Republican voters in Iowa’s third congressional district failed to push a candidate across the 35 percent mark needed to secure the GOP nomination, so a convention will be held to pick the party’s candidate for November. Brad Zaun, a former Urbandale mayor and a current member of the state senate, was the top vote-getter, with just under 25 percent support in the primary

“My message is not going to change,” Zaun told Radio Iowa late Tuesday evening. “Obviously going to be having a lot of conversations with all the delegates. I’ve already contacted all of them once. I personally called all of them, I’m guessing probably it’s been a couple of months ago.”

Robert Cramer, a construction company executive from Johnston, was just 3.5 percentage points behind Zaun.

“We knew it would be tough to really pull away from the pack,” Cramer told Radio Iowa. “But we feel like being our first time out and not being a politician that we ran a really good campaign, had a lot of good volunteers going a lot of work and we’re really pleased where we’re ending up that we think we can now make a good case to the delegates that we’d be the right guy for the job.”

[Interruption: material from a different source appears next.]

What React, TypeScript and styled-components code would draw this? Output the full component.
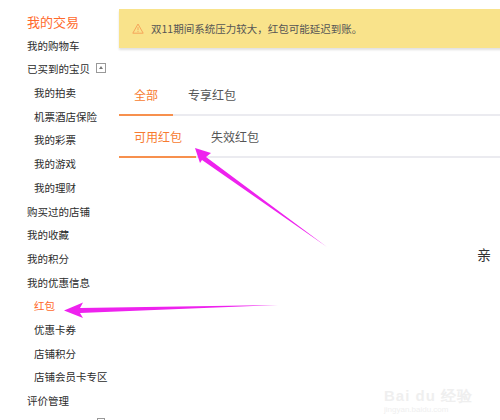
import React from "react";
import styled, { createGlobalStyle } from "styled-components";

const GlobalStyle = createGlobalStyle`
  html, body {
    margin: 0;
    padding: 0;
    background: #fff;
  }
  body {
    font-family: "Noto Sans CJK SC", "Noto Sans", sans-serif;
    color: #333;
  }
`;

const Page = styled.div`
  position: relative;
  width: 500px;
  height: 420px;
  overflow: hidden;
  display: flex;
`;

const Sidebar = styled.nav`
  width: 119px;
  flex-shrink: 0;
  display: flex;
  flex-direction: column;
  padding-top: 10px;
`;

const NavItem = styled.div<{ $sub?: boolean; $active?: boolean; $title?: boolean }>`
  height: 23.7px;
  line-height: 23.7px;
  display: flex;
  align-items: center;
  gap: 7px;
  padding-left: ${(p) => (p.$sub ? "34px" : "27px")};
  font-size: ${(p) => (p.$title ? "13px" : "10.5px")};
  color: ${(p) => (p.$active || p.$title ? "#ff6a2c" : "#2b2b2b")};
  white-space: nowrap;
`;

const FoldBox = styled.span`
  width: 8px;
  height: 8px;
  border: 1px solid #999;
  display: inline-flex;
  align-items: center;
  justify-content: center;
  margin-top: -3px;
  margin-left: -1px;

  &::after {
    content: "";
    border-left: 2.5px solid transparent;
    border-right: 2.5px solid transparent;
    border-bottom: 3px solid #777;
  }
`;

const Main = styled.main`
  flex: 1;
  display: flex;
  flex-direction: column;
  padding-top: 9px;
`;

const Notice = styled.div`
  height: 39px;
  margin-right: -20px;
  background: #f9e38b;
  box-shadow: 0 2px 2px rgba(0, 0, 0, 0.12);
  display: flex;
  align-items: center;
  gap: 7px;
  padding-left: 13px;
  font-size: 10.5px;
  color: #555;
`;

const TabBar = styled.div<{ $top: number }>`
  margin-top: ${(p) => p.$top}px;
  height: 40px;
  display: flex;
  align-items: stretch;
  border-bottom: 2px solid #ebebf0;
`;

const Tab = styled.div<{ $active?: boolean; $pad: number }>`
  padding: 0 ${(p) => p.$pad}px 0 15px;
  display: flex;
  align-items: center;
  font-size: 12px;
  color: ${(p) => (p.$active ? "#f77b30" : "#555")};
  margin-bottom: -2px;
  border-bottom: 2px solid ${(p) => (p.$active ? "#f7904d" : "transparent")};
`;

const Empty = styled.div`
  margin-top: 86px;
  padding-left: 358px;
  font-size: 14px;
  color: #333;
  white-space: nowrap;
`;

const Overlay = styled.svg`
  position: absolute;
  left: 0;
  top: 0;
  pointer-events: none;
`;

const Watermark = styled.div`
  position: absolute;
  left: 384px;
  top: 388px;
  color: #efefef;
  font-family: "Liberation Sans", sans-serif;
  line-height: 1;
`;

const WmBrand = styled.div`
  font-size: 15px;
  font-weight: bold;
  letter-spacing: 1px;
`;

const WmUrl = styled.div`
  font-size: 8px;
  margin-top: 3px;
`;

const navItems: { label: string; sub?: boolean; active?: boolean; fold?: boolean }[] = [
  { label: "我的购物车" },
  { label: "已买到的宝贝", fold: true },
  { label: "我的拍卖", sub: true },
  { label: "机票酒店保险", sub: true },
  { label: "我的彩票", sub: true },
  { label: "我的游戏", sub: true },
  { label: "我的理财", sub: true },
  { label: "购买过的店铺" },
  { label: "我的收藏" },
  { label: "我的积分" },
  { label: "我的优惠信息" },
  { label: "红包", sub: true, active: true },
  { label: "优惠卡券", sub: true },
  { label: "店铺积分", sub: true },
  { label: "店铺会员卡专区", sub: true },
  { label: "评价管理" },
];

const WarnIcon = () => (
  <svg width="12" height="11" viewBox="0 0 12 11">
    <path d="M6 1 L11.2 10.2 H0.8 Z" fill="none" stroke="#f5a55a" strokeWidth="1" strokeLinejoin="round" />
    <path d="M6 4.2 V7.2" stroke="#f5a55a" strokeWidth="1" />
    <circle cx="6" cy="8.6" r="0.6" fill="#f5a55a" />
  </svg>
);

const App = () => {
  return (
    <Page>
      <GlobalStyle />
      <Sidebar>
        <NavItem $title>我的交易</NavItem>
        {navItems.map((item) => (
          <NavItem key={item.label} $sub={item.sub} $active={item.active}>
            {item.label}
            {item.fold ? <FoldBox /> : null}
          </NavItem>
        ))}
      </Sidebar>
      <Main>
        <Notice>
          <WarnIcon />
          <span>双11期间系统压力较大，红包可能延迟到账。</span>
        </Notice>
        <TabBar $top={26}>
          <Tab $active $pad={15}>全部</Tab>
          <Tab $pad={15}>专享红包</Tab>
        </TabBar>
        <TabBar $top={0}>
          <Tab $active $pad={14}>可用红包</Tab>
          <Tab $pad={15}>失效红包</Tab>
        </TabBar>
        <Empty>亲</Empty>
      </Main>
      <Watermark>
        <WmBrand>Bai du 经验</WmBrand>
        <WmUrl>jingyan.baidu.com</WmUrl>
      </Watermark>
      <Overlay width="500" height="420" viewBox="0 0 500 420">
        {/* arrow to 可用红包 */}
        <path d="M195 148 L211 153 L206 157 L327 247 L202 160 L200 163 Z" fill="#ee22ee" />
        {/* arrow to 红包 */}
        <path d="M64 310.5 L83 302.5 L80 308 L278 305 L80 313 L83 318 Z" fill="#ee22ee" />
        {/* next item's fold box, clipped at the bottom */}
        <rect x="97.5" y="418.5" width="7" height="6" fill="none" stroke="#999" />
      </Overlay>
    </Page>
  );
};

export default App;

The third place finisher, with just over 20 percent of the vote, was Matt Schultz, a former Council Bluffs city councilman who is currently serving as Iowa’s secretary of state.

) “We always thought this would go to convention,” Schultz told Radio Iowa. “We’ve been preparing a convention strategy and now we’re going to execute it. My campaign’s always been about grassroots and I feel like a nominating convention is a great place for me.”

Six candidates rushed to run in the district after Republican Congressman Tom Latham’s surprise announcement in December that he would not seek reelection. Iowa Renewable Fuels Association executive director Monte Shaw finished in fourth place, with nearly 17 percent of Tuesday’s primary vote, followed by David Young, a former aide to Senator Grassley, who finished in fifth with 15.6 percent. The other candidate, Des Moines physical education teacher Joe Grandanette, finished with just 666 votes.

Iowa is one of just 11 states that require a candidate to secure 35 percent of the vote in a primary to become their party’s General Election nominee. Iowa Republican Party leaders have not set the date or location where party delegates in the third district will select a congressional nominee. A nominating convention is a rarity in Iowa politics. The last time it happened was in 2002, when Republicans chose Steve King as their congressional candidate in Iowa’s old fifth district. King had finished first in a four-way primary with just under 30 percent of the vote.